** Given request **
Locate every line in the material below that has the word "screenshot". Copy each of those lines.
########################################
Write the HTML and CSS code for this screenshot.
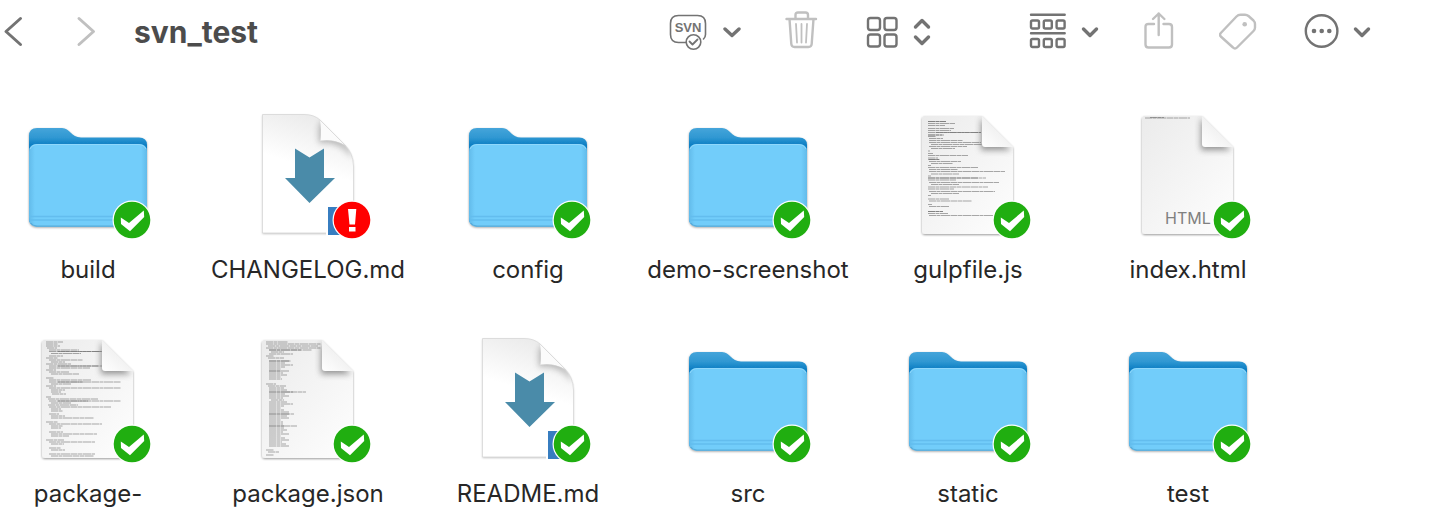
FILE: index.html
```
<!DOCTYPE html>
<html lang="en">
<head>
    <meta charset="utf-8">
    <meta name="viewport" content="width=device-width, initial-scale=1">
    <title>svn_test</title>
    <link rel="stylesheet" href="styles.css">
</head>
<body>
    <!-- shared icons -->
    <svg class="defs" width="0" height="0" aria-hidden="true">
        <defs>
            <linearGradient id="folderBack" x1="0" y1="0" x2="0" y2="1">
                <stop offset="0" stop-color="#45a5da"/>
                <stop offset="0.1" stop-color="#2f97d2"/>
                <stop offset="0.17" stop-color="#0f7fc4"/>
                <stop offset="1" stop-color="#0f7fc4"/>
            </linearGradient>
            <linearGradient id="folderSide" x1="0" y1="0" x2="1" y2="0">
                <stop offset="0" stop-color="#62bbea"/>
                <stop offset="0.05" stop-color="#72cdfa"/>
                <stop offset="0.95" stop-color="#72cdfa"/>
                <stop offset="1" stop-color="#62bbea"/>
            </linearGradient>
            <linearGradient id="paper" x1="0" y1="0" x2="1" y2="1">
                <stop offset="0" stop-color="#ebebeb"/>
                <stop offset="1" stop-color="#fefefe"/>
            </linearGradient>
            <linearGradient id="flap" x1="0" y1="1" x2="0.6" y2="0.3">
                <stop offset="0" stop-color="#ffffff"/>
                <stop offset="1" stop-color="#eeeeee"/>
            </linearGradient>
            <linearGradient id="mdPaper" x1="0.4" y1="0" x2="0.3" y2="0.4">
                <stop offset="0" stop-color="#ececec"/>
                <stop offset="1" stop-color="#ffffff"/>
            </linearGradient>
            <filter id="shadow" x="-10%" y="-10%" width="120%" height="120%">
                <feDropShadow dx="0" dy="1" stdDeviation="1" flood-color="#000" flood-opacity="0.4"/>
            </filter>
            <filter id="soft" x="-50%" y="-50%" width="200%" height="200%">
                <feGaussianBlur stdDeviation="3"/>
            </filter>
            <clipPath id="mdClip">
                <path d="M18.500 2.500H60Q70 2.500 76 8L101 33Q109 41 109.500 54V121H18.500Z"/>
            </clipPath>
            <clipPath id="docClip">
                <path d="M21 4H78L109 35V119Q109 122 106 122H21Q18 122 18 119V7Q18 4 21 4Z"/>
            </clipPath>
        </defs>

        <symbol id="folder" viewBox="0 0 128 128">
            <g filter="url(#shadow)">
                <path d="M5 24Q5 16 13 16H38C46 16 47 25.500 57 25.500H115Q123 25.500 123 33V106Q123 114.500 115 114.500H13Q5 114.500 5 106Z" fill="url(#folderBack)"/>
            </g>
            <path d="M5 40Q5 32 13 32H115Q123 32 123 40V106Q123 114.500 115 114.500H13Q5 114.500 5 106Z" fill="url(#folderSide)"/>
            <path d="M6 37Q8 32.500 14 32.500H114Q120 32.500 122 37" fill="none" stroke="#8fd8fc"/>
            <path d="M5.500 104.500H122.500M5.500 108H122.500" stroke="#63bdee" stroke-width="1.300"/>
            <path d="M7 111Q9 114 13 114H115Q119 114 121 111" fill="none" stroke="#58acd9"/>
        </symbol>

        <symbol id="markdown" viewBox="0 0 128 128">
            <g filter="url(#shadow)" opacity="0.6">
                <path d="M18.500 2.500H60Q70 2.500 76 8L101 33Q109 41 109.500 54V121H18.500Z" fill="#fff"/>
            </g>
            <g clip-path="url(#mdClip)">
                <path d="M18 2H111V122H18Z" fill="url(#mdPaper)"/>
                <path d="M75 14V31Q96 28 108 46L106 36L80 8Z" fill="#666" opacity="0.450" filter="url(#soft)"/>
            </g>
            <path d="M76 8Q77.500 16 76.500 29Q90 27 102 34Z" fill="#fbfbfb"/>
            <path d="M76.500 29Q90 27 102 34" fill="none" stroke="#cccccc" stroke-width="0.700"/>
            <path d="M18.500 121V2.500H60Q70 2.500 76 8L101 33Q109 41 109.500 54V121Z" fill="none" stroke="#d9d9d9" stroke-width="0.900"/>
            <path d="M51 36.500L65.500 45.500L80 36.500V66H91L65.500 91L41 66H51Z" fill="#4a8ba9"/>
            <path d="M82 93H96V124H82Z" fill="#fff"/>
            <path d="M84 95H96V123H84Z" fill="#377dc0"/>
        </symbol>

        <symbol id="document" viewBox="0 0 128 128">
            <g filter="url(#shadow)">
                <path d="M21 4H78L109 35V119Q109 122 106 122H21Q18 122 18 119V7Q18 4 21 4Z" fill="url(#paper)"/>
            </g>
        </symbol>

        <symbol id="fold" viewBox="0 0 128 128">
            <g clip-path="url(#docClip)">
                <path d="M77 6V38H107Z" fill="#666" opacity="0.700" filter="url(#soft)"/>
            </g>
            <path d="M78 4V32Q78 35 81 35H109Z" fill="url(#flap)"/>
        </symbol>

        <symbol id="ok" viewBox="0 0 128 128">
            <circle cx="108" cy="108" r="19.500" fill="#fff"/>
            <circle cx="108" cy="108" r="18.300" fill="#20ae10"/>
            <path d="M96.800 105.500L105 111L119.800 98.500L120.200 105L106 119.200L97 112Z" fill="#fff"/>
        </symbol>

        <symbol id="conflict" viewBox="0 0 128 128">
            <circle cx="108" cy="108" r="19.500" fill="#fff"/>
            <circle cx="108" cy="108" r="18.300" fill="#f00"/>
            <path d="M104 97H112.300L111 112.500H105.500ZM105 115H111.500V119.500H105Z" fill="#fff"/>
        </symbol>
    </svg>

    <header class="toolbar">
        <nav class="history">
            <button class="tool" aria-label="Back">
                <svg width="24" height="44"><path class="nav" d="M20.500 8.500L6 21.500L20.500 34.500"/></svg>
            </button>
            <button class="tool faded" aria-label="Forward">
                <svg width="24" height="44"><path class="nav" d="M7 8.500L21.500 21.500L7 34.500"/></svg>
            </button>
        </nav>
        <h1 class="title">svn_test</h1>

        <div class="tools">
            <button class="tool" aria-label="SVN">
                <svg width="72" height="44">
                    <path d="M17 32.500H9.500Q1.500 32.500 1.500 24.500V13.500Q1.500 5.500 9.500 5.500H28.500Q36.500 5.500 36.500 13.500V24.500Q36.500 27 34.500 29" stroke-width="1.600"/>
                    <text class="svn-text" x="19" y="22" text-anchor="middle">SVN</text>
                    <circle cx="24.500" cy="32" r="7.300" stroke-width="1.600"/>
                    <path d="M20.500 31.500L23.500 34.500L28.500 29.500" stroke-width="1.800"/>
                    <path class="chevron" d="M56 19L63 25.500L70 19"/>
                </svg>
            </button>
            <button class="tool faded" aria-label="Delete">
                <svg width="36" height="44">
                    <path d="M1.500 9H31M10.500 9V5Q10.500 2.500 13 2.500H20.500Q23 2.500 23 5V9M4.500 9L6.300 34Q6.600 37 9.500 37H23.500Q26.400 37 26.700 34L28.500 9"/>
                    <path d="M11 14L12 32.500M16.500 14V32.500M22 14L21 32.500" stroke-width="1.800"/>
                </svg>
            </button>
            <button class="tool" aria-label="Icon view">
                <svg width="68" height="44">
                    <rect x="3" y="8" width="12" height="12" rx="2.500"/>
                    <rect x="19.500" y="8" width="12" height="12" rx="2.500"/>
                    <rect x="3" y="24.500" width="12" height="12" rx="2.500"/>
                    <rect x="19.500" y="24.500" width="12" height="12" rx="2.500"/>
                    <path class="chevron" d="M50.500 17L57 10.500L63.500 17M50.500 27L57 33.500L63.500 27"/>
                </svg>
            </button>
            <button class="tool group" aria-label="Group by">
                <svg width="70" height="44">
                    <path d="M2 4.700H35.700M2 23.300H35.700"/>
                    <rect x="2" y="10.500" width="8" height="8" rx="1.500"/>
                    <rect x="14.800" y="10.500" width="8" height="8" rx="1.500"/>
                    <rect x="27.600" y="10.500" width="8" height="8" rx="1.500"/>
                    <rect x="2" y="29" width="8" height="8" rx="1.500"/>
                    <rect x="14.800" y="29" width="8" height="8" rx="1.500"/>
                    <rect x="27.600" y="29" width="8" height="8" rx="1.500"/>
                    <path class="chevron" d="M54.500 19L61 25.500L67.500 19"/>
                </svg>
            </button>
            <button class="tool faded" aria-label="Share">
                <svg width="32" height="44">
                    <path d="M11 14H5.500Q2.500 14 2.500 17V34.500Q2.500 37.500 5.500 37.500H26Q29 37.500 29 34.500V17Q29 14 26 14H20.500M15.700 25V3.500M10 9L15.700 3.500L21.400 9"/>
                </svg>
            </button>
            <button class="tool faded" aria-label="Tags">
                <svg width="40" height="44">
                    <path d="M1.800 23L17.500 6.500Q19.200 4.700 21.500 4.700H26Q28 4.700 29.500 6L34.500 10.500Q36 12 36 14V17.500Q36 19.500 34.500 21L18 37.500Q16 39.500 14 37.500L1.800 26.500Q0.200 24.800 1.800 23Z"/>
                    <circle class="dot" cx="25.700" cy="14.300" r="2.300"/>
                </svg>
            </button>
            <button class="tool" aria-label="More">
                <svg width="68" height="44">
                    <circle cx="18.600" cy="21" r="15.800"/>
                    <circle class="dot" cx="11" cy="21" r="2.300"/>
                    <circle class="dot" cx="18.700" cy="21" r="2.300"/>
                    <circle class="dot" cx="26.300" cy="21" r="2.300"/>
                    <path class="chevron" d="M52.500 19L59 25.500L65.500 19"/>
                </svg>
            </button>
        </div>
    </header>

    <main class="files">
        <a class="file" href="#build">
            <svg class="icon" viewBox="0 0 128 128"><use href="#folder"/><use href="#ok"/></svg>
            <span class="name">build</span>
        </a>
        <a class="file" href="#changelog">
            <svg class="icon" viewBox="0 0 128 128"><use href="#markdown"/><use href="#conflict"/></svg>
            <span class="name">CHANGELOG.md</span>
        </a>
        <a class="file" href="#config">
            <svg class="icon" viewBox="0 0 128 128"><use href="#folder"/><use href="#ok"/></svg>
            <span class="name">config</span>
        </a>
        <a class="file" href="#demo-screenshot">
            <svg class="icon" viewBox="0 0 128 128"><use href="#folder"/><use href="#ok"/></svg>
            <span class="name">demo-screenshot</span>
        </a>
        <a class="file" href="#gulpfile">
            <svg class="icon" viewBox="0 0 128 128">
                <use href="#document"/>
                <path class="code" d="M24 9.500h18M24 11.500h27M24 13.500h17M24 16.500h26M24 18.500h23M24 20.500h53M24 23h16M24 24.500h8M25 26.500h14M25 28.500h34M25 30.500h52M27 32.500h54M25 34.500h38M27 36.500h24M24 39h2M24 41.500h5M24 43.500h40M24 46h10M24 47.500h12M25 49.500h32M27 51.500h22M24 53.500h3M24 55.500h50M25 57.500h29M25 59.500h76M27 62h28M24 64h3M24 66h58M24 68h28M25 70.500h70M27 72.500h28M24 75h60M24 77h26M25 79.500h66M27 81.500h28M24 83.500h3M24 87h21M25 89h43M24 92.500h4M25 94.500h20M24 99.500h15M24 101.500h20M25 103.500h70"/>
                <path class="code" d="M24 9.500h18M32 20.500h45M24 23h14M25 47.500h10M24 66h50M24 99.500h15"/>
                <use href="#fold"/><use href="#ok"/>
            </svg>
            <span class="name">gulpfile.js</span>
        </a>
        <a class="file" href="#index">
            <svg class="icon" viewBox="0 0 128 128">
                <use href="#document"/>
                <path class="code" d="M21 6h45M26 5.500h14"/>
                <text class="kind" x="41" y="112">HTML</text>
                <use href="#fold"/><use href="#ok"/>
            </svg>
            <span class="name">index.html</span>
        </a>
        <a class="file" href="#package-lock">
            <svg class="icon" viewBox="0 0 128 128">
                <use href="#document"/>
                <path class="code" d="M22 6h17M22 8h12M22 10h14M23 12h10M25 14h30M25 15.500h53M27 17.500h30M25 20h14M22 22h12M25 24h34M27 26h14M22 28h25M25 30h53M25 32h41M22 34h10M25 36h20M27 38h28M22 42h8M25 44h42M25 46h72M27 48h20M22 50h10M25 52h72M27 54h14M27 56h10M28 58h14M22 61h5M24 63h50M25 65h72M27 67h20M24 69h30M25 71h62M27 73h10M27 75h12M25 78h10M27 80h14M27 82h43M22 86h12M25 88h53M27 90h12M27 92h10M25 96h14M27 98h46M27 100h18M22 104h18M25 106h46M27 108h13M25 112h12M27 114h14M25 118h46M27 120h43"/>
                <path class="code" d="M34 15.500h43M34 30h40M34 46h25M34 65h30"/>
                <use href="#fold"/><use href="#ok"/>
            </svg>
            <span class="name">package-</span>
        </a>
        <a class="file" href="#package">
            <svg class="icon" viewBox="0 0 128 128">
                <use href="#document"/>
                <path class="code" d="M22 6h22M22 8h55M24 10h50M22 12h55M25 14h43M27 16h13M25 18h24M22 20h8M24 22h16M25 25h22M25 27h16M25 29h24M25 31h16M25 33h12M25 35h20M25 37h14M25 39h18M25 41h12M25 43h13M22 48h10M24 50h18M25 52h15M25 54h18M25 56h37M25 58h16M25 60h20M25 62h14M27 64h13M25 66h18M25 68h24M25 70h15M25 72h12M25 74h15M25 76h20M25 78h25M25 80h18M25 82h20M25 84h12M25 86h14M25 88h14M25 90h28M25 92h15M25 94h18M25 96h14M25 98h20M25 100h12M25 102h16M25 104h20M25 106h13M25 108h17M25 110h20M22 114h8M24 116h11M22 119h8"/>
                <path class="code" d="M25 14h32M25 25h20M25 35h12M25 56h24M25 78h20M25 90h15"/>
                <use href="#fold"/><use href="#ok"/>
            </svg>
            <span class="name">package.json</span>
        </a>
        <a class="file" href="#readme">
            <svg class="icon" viewBox="0 0 128 128"><use href="#markdown"/><use href="#ok"/></svg>
            <span class="name">README.md</span>
        </a>
        <a class="file" href="#src">
            <svg class="icon" viewBox="0 0 128 128"><use href="#folder"/><use href="#ok"/></svg>
            <span class="name">src</span>
        </a>
        <a class="file" href="#static">
            <svg class="icon" viewBox="0 0 128 128"><use href="#folder"/><use href="#ok"/></svg>
            <span class="name">static</span>
        </a>
        <a class="file" href="#test">
            <svg class="icon" viewBox="0 0 128 128"><use href="#folder"/><use href="#ok"/></svg>
            <span class="name">test</span>
        </a>
    </main>
</body>
</html>
```
FILE: styles.css
```
body {
    margin: 0;
    background-color: #fff;
    color: #272727;
    font-family: Inter, "Liberation Sans", sans-serif;
}

svg {
    display: block;
}

.defs {
    position: absolute;
}

.toolbar {
    display: flex;
    align-items: center;
    height: 64px;
    padding-right: 67px;
}

.history {
    display: flex;
    gap: 48px;
}

.title {
    margin: 0 0 0 38px;
    color: #4c4c4c;
    font-size: 30px;
    font-weight: 700;
    line-height: 40px;
}

.tools {
    display: flex;
    gap: 44px;
    margin-left: auto;
}

.tool {
    padding: 0;
    border: none;
    background: none;
    color: #737373;
    cursor: pointer;
}

.tool.faded {
    color: #c0c0c0;
}

.tool.group {
    margin-left: 52px;
}

.tool svg {
    fill: none;
    stroke: currentColor;
    stroke-width: 2.4;
    stroke-linecap: round;
    stroke-linejoin: round;
}

.tool .nav {
    stroke-width: 3;
}

.tool .chevron {
    stroke-width: 3.4;
}

.tool .dot {
    fill: currentColor;
    stroke: none;
}

.svn-text {
    fill: currentColor;
    stroke: none;
    font-family: "Liberation Sans", sans-serif;
    font-size: 13px;
    font-weight: 700;
}

.files {
    display: grid;
    grid-template-columns: repeat(auto-fill, 176px);
    gap: 52px 44px;
    padding-top: 48px;
}

.file {
    display: flex;
    flex-direction: column;
    align-items: center;
    gap: 16px;
    color: inherit;
    text-decoration: none;
}

.icon {
    width: 128px;
    height: 128px;
}

.code {
    fill: none;
    stroke: #666;
    stroke-width: 0.8;
    stroke-dasharray: 7 0.5 4 0.5 9 0.5;
    opacity: 0.7;
}

.kind {
    fill: #808080;
    font-size: 16px;
}

.name {
    font-size: 24px;
    line-height: 28px;
    white-space: nowrap;
}
```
########################################
** Task output **
Write the HTML and CSS code for this screenshot.
        <a class="file" href="#demo-screenshot">
            <span class="name">demo-screenshot</span>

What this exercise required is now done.